(Front-end source files)
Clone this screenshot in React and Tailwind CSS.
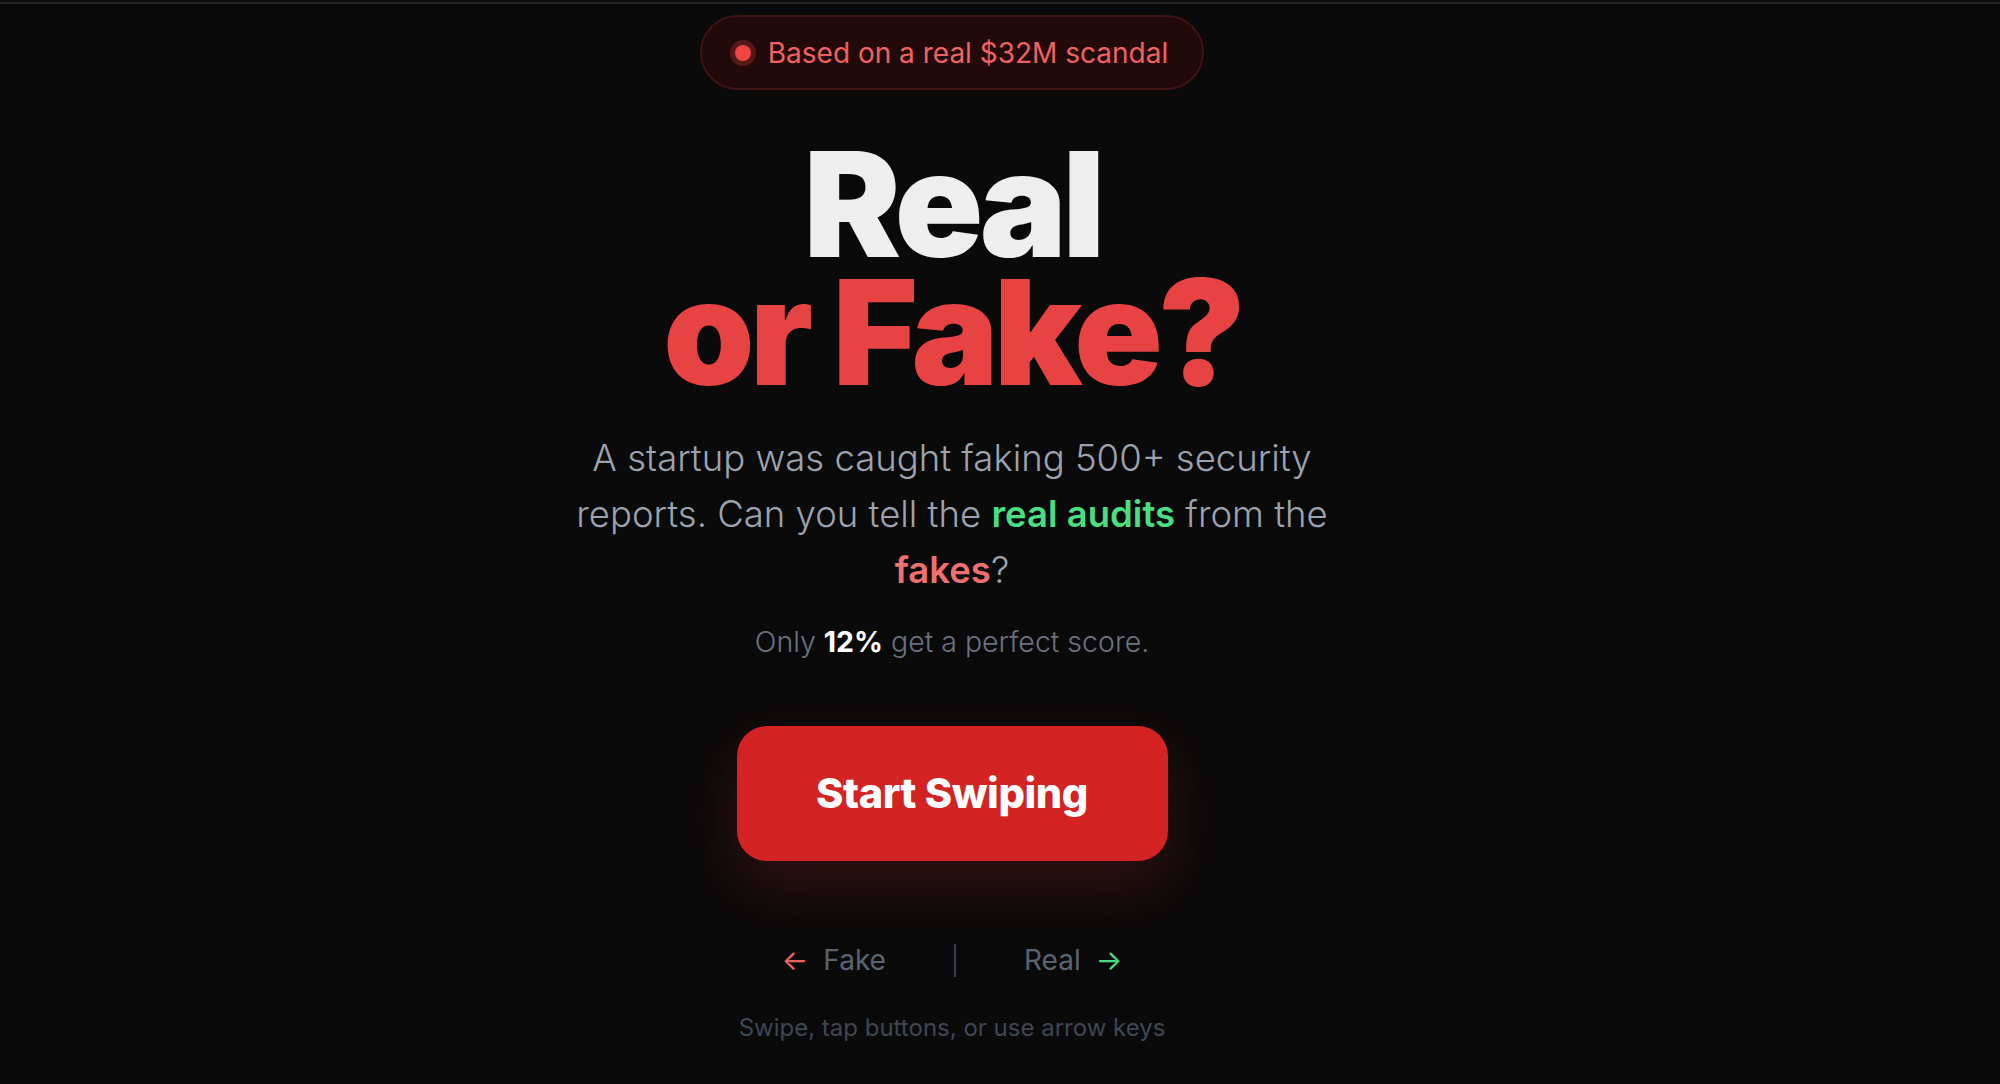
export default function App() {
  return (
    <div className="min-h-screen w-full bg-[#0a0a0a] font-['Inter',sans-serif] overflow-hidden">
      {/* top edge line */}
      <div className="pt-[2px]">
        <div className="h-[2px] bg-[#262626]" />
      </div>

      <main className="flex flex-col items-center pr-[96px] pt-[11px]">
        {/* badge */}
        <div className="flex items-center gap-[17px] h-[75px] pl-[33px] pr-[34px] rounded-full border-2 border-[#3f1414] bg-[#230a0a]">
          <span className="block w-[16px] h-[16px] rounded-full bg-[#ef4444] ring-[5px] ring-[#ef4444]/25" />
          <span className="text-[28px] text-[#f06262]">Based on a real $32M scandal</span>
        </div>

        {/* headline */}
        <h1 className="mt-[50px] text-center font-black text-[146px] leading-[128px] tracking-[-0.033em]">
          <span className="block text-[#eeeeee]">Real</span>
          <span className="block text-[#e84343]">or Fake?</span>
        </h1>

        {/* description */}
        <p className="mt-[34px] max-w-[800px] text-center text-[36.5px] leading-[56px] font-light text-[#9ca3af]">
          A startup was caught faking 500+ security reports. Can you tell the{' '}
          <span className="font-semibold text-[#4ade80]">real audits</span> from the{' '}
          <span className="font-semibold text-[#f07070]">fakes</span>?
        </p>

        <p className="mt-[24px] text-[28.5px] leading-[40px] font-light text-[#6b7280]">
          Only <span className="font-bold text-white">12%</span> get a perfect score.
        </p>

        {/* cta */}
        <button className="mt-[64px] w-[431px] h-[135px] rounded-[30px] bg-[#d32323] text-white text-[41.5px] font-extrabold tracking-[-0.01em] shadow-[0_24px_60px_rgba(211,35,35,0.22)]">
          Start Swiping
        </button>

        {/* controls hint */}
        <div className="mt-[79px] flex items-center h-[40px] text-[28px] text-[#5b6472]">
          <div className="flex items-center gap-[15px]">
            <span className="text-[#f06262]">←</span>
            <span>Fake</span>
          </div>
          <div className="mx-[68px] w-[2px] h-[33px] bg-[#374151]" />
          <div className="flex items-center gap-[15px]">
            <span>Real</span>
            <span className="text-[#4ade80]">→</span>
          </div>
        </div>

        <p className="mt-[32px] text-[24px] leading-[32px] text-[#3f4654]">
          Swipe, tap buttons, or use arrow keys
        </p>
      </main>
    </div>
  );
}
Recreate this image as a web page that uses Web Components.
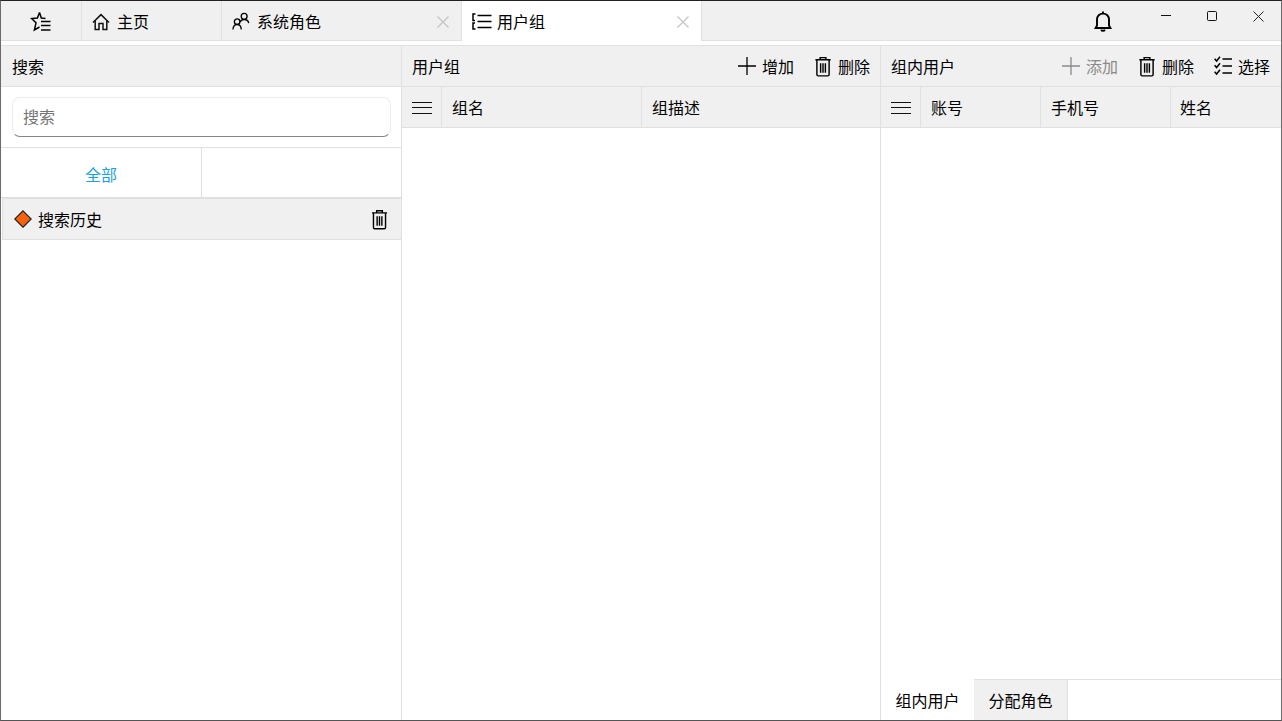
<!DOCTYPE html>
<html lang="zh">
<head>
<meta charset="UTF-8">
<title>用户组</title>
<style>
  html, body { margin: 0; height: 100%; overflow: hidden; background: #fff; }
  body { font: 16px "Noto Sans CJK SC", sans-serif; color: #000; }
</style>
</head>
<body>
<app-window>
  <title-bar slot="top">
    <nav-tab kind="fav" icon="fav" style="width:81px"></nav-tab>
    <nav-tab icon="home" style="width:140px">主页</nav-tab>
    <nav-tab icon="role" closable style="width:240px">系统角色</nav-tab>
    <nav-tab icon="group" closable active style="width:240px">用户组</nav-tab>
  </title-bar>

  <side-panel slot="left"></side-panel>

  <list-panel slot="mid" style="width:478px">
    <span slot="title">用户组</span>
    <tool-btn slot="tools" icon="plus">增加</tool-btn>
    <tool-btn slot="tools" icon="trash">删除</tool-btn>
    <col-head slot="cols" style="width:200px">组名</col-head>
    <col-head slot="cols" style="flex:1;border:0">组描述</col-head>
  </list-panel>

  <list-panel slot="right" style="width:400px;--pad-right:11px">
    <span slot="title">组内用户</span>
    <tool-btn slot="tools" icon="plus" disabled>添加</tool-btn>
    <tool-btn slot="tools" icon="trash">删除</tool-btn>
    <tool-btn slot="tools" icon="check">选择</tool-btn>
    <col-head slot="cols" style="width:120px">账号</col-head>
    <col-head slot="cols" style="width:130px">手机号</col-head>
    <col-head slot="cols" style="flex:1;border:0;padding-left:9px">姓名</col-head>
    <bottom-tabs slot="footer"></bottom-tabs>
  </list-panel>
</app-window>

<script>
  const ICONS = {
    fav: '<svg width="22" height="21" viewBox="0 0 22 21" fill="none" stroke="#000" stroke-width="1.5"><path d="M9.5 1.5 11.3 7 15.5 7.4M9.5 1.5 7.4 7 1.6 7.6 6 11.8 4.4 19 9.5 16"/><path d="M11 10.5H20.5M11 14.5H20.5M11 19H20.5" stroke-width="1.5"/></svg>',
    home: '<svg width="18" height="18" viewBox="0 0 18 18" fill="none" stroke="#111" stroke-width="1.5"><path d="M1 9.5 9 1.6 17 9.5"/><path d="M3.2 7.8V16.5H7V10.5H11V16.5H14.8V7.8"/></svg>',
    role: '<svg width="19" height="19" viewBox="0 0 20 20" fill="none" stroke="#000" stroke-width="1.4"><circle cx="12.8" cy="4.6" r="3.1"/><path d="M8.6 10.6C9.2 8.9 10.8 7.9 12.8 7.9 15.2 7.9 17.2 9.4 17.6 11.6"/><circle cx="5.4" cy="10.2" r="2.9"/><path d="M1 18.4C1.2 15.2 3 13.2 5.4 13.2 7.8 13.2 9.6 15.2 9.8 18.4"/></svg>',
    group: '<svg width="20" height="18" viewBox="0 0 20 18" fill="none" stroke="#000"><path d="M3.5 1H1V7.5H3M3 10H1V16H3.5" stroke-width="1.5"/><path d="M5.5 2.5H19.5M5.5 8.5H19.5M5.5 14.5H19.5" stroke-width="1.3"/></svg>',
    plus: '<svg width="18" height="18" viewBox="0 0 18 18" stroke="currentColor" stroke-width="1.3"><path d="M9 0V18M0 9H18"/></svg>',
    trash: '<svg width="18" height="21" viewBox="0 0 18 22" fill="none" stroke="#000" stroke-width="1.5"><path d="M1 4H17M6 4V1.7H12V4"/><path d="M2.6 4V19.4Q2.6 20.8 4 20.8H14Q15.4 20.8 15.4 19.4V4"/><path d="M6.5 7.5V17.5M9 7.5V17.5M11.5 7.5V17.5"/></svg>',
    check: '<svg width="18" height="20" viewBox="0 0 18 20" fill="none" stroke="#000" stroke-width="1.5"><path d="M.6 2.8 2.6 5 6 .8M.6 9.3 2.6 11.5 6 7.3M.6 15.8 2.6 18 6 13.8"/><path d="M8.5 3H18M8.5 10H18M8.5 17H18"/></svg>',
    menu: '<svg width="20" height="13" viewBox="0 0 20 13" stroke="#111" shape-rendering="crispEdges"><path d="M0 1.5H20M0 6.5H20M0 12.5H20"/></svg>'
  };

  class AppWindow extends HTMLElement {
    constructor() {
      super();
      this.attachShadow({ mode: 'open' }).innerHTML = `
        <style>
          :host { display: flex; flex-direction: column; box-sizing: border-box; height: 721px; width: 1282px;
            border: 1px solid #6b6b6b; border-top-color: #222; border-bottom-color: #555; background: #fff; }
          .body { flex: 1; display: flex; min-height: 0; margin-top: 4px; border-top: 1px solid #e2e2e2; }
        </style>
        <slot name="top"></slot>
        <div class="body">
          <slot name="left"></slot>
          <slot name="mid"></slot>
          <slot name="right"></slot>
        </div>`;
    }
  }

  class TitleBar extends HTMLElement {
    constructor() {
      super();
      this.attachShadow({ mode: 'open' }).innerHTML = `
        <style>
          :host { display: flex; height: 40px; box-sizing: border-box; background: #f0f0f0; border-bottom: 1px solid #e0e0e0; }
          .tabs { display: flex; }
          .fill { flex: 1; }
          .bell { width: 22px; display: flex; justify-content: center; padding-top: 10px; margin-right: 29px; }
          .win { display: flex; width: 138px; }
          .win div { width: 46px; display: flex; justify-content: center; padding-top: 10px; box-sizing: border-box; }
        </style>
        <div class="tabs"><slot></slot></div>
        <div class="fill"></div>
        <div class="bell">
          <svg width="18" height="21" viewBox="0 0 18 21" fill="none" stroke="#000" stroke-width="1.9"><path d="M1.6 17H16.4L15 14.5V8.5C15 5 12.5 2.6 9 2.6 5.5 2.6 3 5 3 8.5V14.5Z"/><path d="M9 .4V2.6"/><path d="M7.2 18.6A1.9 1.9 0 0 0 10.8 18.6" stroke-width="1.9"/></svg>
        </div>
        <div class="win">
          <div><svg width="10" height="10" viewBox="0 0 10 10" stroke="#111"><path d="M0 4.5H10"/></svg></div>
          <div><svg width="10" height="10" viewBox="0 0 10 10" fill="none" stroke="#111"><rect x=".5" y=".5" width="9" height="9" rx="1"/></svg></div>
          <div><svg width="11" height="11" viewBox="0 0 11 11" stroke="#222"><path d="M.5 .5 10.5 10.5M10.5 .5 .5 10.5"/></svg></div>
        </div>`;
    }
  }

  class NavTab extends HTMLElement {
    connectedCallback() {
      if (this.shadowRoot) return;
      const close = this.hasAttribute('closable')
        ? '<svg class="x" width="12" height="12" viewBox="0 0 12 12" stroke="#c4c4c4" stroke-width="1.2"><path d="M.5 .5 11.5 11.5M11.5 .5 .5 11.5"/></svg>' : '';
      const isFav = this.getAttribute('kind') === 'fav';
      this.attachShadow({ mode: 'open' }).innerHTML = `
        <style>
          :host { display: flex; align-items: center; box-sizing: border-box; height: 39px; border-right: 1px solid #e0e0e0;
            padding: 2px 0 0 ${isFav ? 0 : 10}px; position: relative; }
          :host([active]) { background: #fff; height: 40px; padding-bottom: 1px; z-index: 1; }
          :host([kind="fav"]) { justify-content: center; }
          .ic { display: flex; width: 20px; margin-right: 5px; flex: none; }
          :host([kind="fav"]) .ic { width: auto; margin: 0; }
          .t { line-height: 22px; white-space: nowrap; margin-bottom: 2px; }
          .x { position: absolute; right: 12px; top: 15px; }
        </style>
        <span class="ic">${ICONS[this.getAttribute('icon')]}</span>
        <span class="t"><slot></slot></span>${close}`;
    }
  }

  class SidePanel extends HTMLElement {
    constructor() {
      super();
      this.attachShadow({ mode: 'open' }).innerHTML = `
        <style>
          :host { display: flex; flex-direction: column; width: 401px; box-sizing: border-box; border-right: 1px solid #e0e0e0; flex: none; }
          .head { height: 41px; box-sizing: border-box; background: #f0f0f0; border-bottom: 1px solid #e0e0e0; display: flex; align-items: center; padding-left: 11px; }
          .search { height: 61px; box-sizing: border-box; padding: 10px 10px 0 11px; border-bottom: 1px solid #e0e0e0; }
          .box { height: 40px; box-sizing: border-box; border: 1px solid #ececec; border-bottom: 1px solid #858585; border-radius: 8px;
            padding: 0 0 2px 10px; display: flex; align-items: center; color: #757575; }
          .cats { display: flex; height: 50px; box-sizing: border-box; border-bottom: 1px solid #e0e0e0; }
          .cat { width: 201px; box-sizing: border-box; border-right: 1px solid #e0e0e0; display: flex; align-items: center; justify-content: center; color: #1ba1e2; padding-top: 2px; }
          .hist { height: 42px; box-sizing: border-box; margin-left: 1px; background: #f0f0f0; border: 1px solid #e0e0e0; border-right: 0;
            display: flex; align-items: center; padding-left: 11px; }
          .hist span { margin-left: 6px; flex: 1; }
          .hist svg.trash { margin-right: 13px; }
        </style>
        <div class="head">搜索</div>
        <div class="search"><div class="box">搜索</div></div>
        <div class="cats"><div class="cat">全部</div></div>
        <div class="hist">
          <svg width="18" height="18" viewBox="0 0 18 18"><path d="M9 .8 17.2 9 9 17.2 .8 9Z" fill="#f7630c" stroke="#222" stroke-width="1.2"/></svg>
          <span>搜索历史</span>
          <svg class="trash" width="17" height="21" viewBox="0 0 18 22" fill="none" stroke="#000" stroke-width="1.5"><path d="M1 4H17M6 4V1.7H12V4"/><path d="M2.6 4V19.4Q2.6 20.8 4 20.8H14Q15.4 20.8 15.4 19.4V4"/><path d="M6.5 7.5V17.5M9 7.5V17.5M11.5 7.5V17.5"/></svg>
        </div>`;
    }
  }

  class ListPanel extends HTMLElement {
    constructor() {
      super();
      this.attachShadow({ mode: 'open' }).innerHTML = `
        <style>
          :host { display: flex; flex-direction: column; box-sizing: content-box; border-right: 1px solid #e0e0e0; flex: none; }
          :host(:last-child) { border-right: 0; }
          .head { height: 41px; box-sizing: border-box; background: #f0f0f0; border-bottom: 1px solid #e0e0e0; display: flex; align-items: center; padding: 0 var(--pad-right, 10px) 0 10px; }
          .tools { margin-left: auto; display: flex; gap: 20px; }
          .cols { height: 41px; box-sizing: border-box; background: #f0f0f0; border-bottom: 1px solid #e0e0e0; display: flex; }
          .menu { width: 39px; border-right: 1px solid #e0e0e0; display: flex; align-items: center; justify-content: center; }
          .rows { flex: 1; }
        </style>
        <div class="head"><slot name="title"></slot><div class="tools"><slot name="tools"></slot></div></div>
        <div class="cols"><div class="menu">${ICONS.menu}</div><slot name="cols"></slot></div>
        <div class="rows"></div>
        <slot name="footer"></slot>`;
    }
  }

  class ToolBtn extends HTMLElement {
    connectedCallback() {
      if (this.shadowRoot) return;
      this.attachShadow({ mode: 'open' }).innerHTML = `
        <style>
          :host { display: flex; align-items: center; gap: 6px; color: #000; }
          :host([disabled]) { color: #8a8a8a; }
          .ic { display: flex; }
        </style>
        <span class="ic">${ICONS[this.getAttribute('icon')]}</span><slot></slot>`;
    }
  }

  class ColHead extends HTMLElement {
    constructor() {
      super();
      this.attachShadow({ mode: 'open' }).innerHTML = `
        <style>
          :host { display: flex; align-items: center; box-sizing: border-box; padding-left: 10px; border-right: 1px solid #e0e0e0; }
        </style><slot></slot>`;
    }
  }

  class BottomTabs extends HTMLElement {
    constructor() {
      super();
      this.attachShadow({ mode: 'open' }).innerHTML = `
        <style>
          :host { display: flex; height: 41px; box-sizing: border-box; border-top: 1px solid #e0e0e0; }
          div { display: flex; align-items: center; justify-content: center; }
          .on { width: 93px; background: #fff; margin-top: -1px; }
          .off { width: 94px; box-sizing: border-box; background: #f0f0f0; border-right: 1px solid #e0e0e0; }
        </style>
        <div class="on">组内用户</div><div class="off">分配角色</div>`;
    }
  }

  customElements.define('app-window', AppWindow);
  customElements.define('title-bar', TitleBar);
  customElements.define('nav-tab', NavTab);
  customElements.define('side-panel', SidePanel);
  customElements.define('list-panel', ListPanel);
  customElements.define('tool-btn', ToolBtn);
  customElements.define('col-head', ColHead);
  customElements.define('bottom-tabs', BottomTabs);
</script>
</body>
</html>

● **Problem statement**
Set down, without pictures, the lines between the line holding "Recreate this image" and the line holding "</app-window>", both inclusive.

● **Solution to this exercise**
Recreate this image as a web page that uses Web Components.
<!DOCTYPE html>
<html lang="zh">
<head>
<meta charset="UTF-8">
<title>用户组</title>
<style>
  html, body { margin: 0; height: 100%; overflow: hidden; background: #fff; }
  body { font: 16px "Noto Sans CJK SC", sans-serif; color: #000; }
</style>
</head>
<body>
<app-window>
  <title-bar slot="top">
    <nav-tab kind="fav" icon="fav" style="width:81px"></nav-tab>
    <nav-tab icon="home" style="width:140px">主页</nav-tab>
    <nav-tab icon="role" closable style="width:240px">系统角色</nav-tab>
    <nav-tab icon="group" closable active style="width:240px">用户组</nav-tab>
  </title-bar>

  <side-panel slot="left"></side-panel>

  <list-panel slot="mid" style="width:478px">
    <span slot="title">用户组</span>
    <tool-btn slot="tools" icon="plus">增加</tool-btn>
    <tool-btn slot="tools" icon="trash">删除</tool-btn>
    <col-head slot="cols" style="width:200px">组名</col-head>
    <col-head slot="cols" style="flex:1;border:0">组描述</col-head>
  </list-panel>

  <list-panel slot="right" style="width:400px;--pad-right:11px">
    <span slot="title">组内用户</span>
    <tool-btn slot="tools" icon="plus" disabled>添加</tool-btn>
    <tool-btn slot="tools" icon="trash">删除</tool-btn>
    <tool-btn slot="tools" icon="check">选择</tool-btn>
    <col-head slot="cols" style="width:120px">账号</col-head>
    <col-head slot="cols" style="width:130px">手机号</col-head>
    <col-head slot="cols" style="flex:1;border:0;padding-left:9px">姓名</col-head>
    <bottom-tabs slot="footer"></bottom-tabs>
  </list-panel>
</app-window>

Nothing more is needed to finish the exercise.